Report every line in the listing below where the string "React" shows up.

########################################

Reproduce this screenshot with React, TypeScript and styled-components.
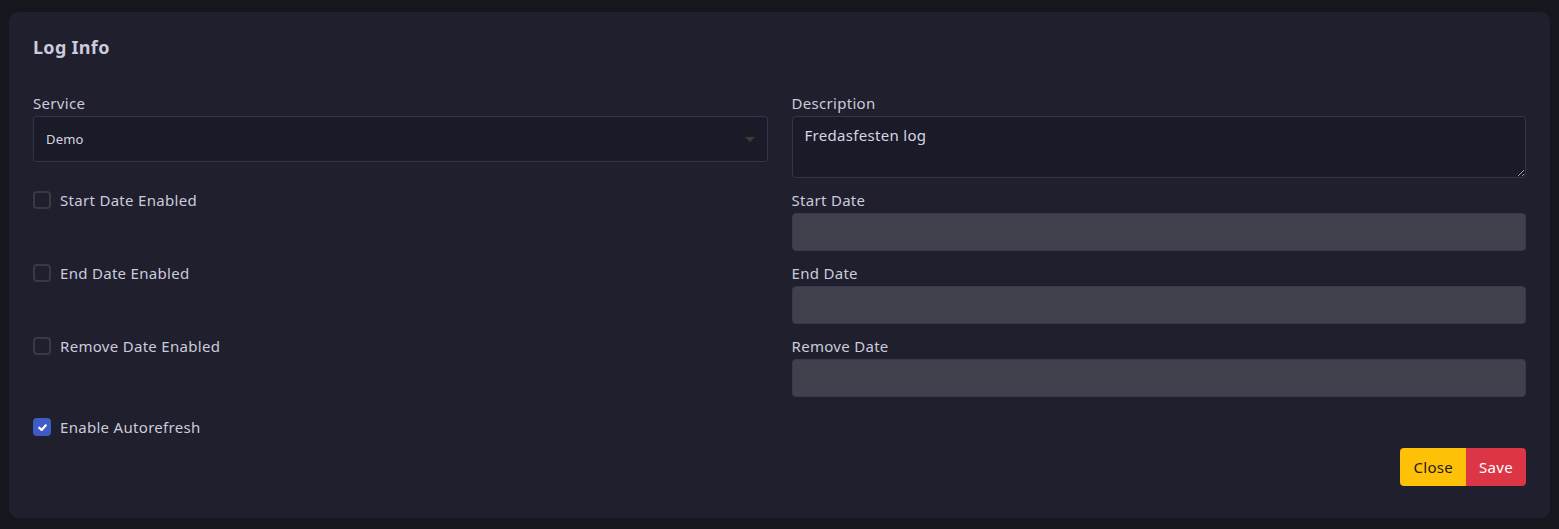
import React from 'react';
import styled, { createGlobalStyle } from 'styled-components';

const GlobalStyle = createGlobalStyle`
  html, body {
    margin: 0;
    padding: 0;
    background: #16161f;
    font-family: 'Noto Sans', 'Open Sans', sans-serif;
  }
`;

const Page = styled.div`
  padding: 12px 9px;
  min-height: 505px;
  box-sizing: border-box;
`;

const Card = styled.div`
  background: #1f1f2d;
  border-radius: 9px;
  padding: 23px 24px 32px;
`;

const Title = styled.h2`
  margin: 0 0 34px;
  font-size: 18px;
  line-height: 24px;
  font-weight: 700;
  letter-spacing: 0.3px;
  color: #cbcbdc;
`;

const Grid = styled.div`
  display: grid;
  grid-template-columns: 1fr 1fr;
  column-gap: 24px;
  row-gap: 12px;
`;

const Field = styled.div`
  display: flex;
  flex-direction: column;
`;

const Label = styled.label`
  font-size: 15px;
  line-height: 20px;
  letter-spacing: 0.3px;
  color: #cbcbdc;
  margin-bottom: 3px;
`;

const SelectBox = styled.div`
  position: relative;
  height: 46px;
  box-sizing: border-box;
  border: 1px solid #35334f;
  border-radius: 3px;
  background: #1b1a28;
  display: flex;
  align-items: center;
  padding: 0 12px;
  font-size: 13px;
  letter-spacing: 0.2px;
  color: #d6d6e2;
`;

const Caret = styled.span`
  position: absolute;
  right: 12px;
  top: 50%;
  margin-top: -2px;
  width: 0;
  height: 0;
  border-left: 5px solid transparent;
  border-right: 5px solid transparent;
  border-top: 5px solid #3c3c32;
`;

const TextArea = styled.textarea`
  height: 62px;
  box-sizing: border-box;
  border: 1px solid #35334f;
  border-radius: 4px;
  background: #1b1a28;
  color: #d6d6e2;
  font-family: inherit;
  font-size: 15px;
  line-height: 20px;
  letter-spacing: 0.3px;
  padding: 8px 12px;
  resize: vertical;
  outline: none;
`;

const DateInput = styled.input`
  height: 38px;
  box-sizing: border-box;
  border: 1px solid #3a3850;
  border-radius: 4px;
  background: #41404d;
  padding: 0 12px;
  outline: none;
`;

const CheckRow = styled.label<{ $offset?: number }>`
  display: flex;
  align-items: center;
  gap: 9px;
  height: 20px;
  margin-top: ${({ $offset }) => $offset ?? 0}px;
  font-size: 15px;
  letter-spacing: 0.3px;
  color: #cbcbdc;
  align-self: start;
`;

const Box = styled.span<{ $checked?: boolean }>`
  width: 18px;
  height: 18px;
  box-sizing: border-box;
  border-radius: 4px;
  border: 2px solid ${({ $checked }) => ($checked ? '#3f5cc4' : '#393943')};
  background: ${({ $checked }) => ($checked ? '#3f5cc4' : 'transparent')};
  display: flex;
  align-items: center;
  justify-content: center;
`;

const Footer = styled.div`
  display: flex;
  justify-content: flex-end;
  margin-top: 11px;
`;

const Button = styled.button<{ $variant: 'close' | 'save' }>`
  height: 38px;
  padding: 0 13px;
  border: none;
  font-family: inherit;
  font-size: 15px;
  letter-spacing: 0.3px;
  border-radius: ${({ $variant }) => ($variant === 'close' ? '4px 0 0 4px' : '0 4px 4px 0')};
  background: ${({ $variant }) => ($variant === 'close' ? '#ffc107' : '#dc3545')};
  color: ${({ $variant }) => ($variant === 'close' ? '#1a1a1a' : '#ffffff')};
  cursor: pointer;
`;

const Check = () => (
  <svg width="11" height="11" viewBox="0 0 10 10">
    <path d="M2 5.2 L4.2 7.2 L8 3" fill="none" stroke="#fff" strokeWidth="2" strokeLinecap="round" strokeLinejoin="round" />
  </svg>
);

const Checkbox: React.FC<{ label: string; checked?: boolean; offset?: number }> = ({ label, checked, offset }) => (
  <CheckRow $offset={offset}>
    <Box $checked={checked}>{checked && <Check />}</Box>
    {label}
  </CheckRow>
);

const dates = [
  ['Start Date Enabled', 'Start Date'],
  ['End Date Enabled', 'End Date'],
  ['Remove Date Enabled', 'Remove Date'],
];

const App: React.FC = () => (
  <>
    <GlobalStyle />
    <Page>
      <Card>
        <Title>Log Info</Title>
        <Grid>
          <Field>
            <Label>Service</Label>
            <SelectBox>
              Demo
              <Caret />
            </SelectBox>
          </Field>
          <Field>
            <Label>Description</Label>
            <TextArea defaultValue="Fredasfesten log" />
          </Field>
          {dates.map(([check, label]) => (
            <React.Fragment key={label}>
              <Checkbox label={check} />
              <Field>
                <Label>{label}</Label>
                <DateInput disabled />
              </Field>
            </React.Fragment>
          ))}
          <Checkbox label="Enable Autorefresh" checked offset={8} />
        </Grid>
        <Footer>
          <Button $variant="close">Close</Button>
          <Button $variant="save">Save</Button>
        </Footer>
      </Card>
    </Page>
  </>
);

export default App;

########################################

--- Exercise answer ---
Reproduce this screenshot with React, TypeScript and styled-components.
import React from 'react';
const Checkbox: React.FC<{ label: string; checked?: boolean; offset?: number }> = ({ label, checked, offset }) => (
const App: React.FC = () => (
            <React.Fragment key={label}>
            </React.Fragment>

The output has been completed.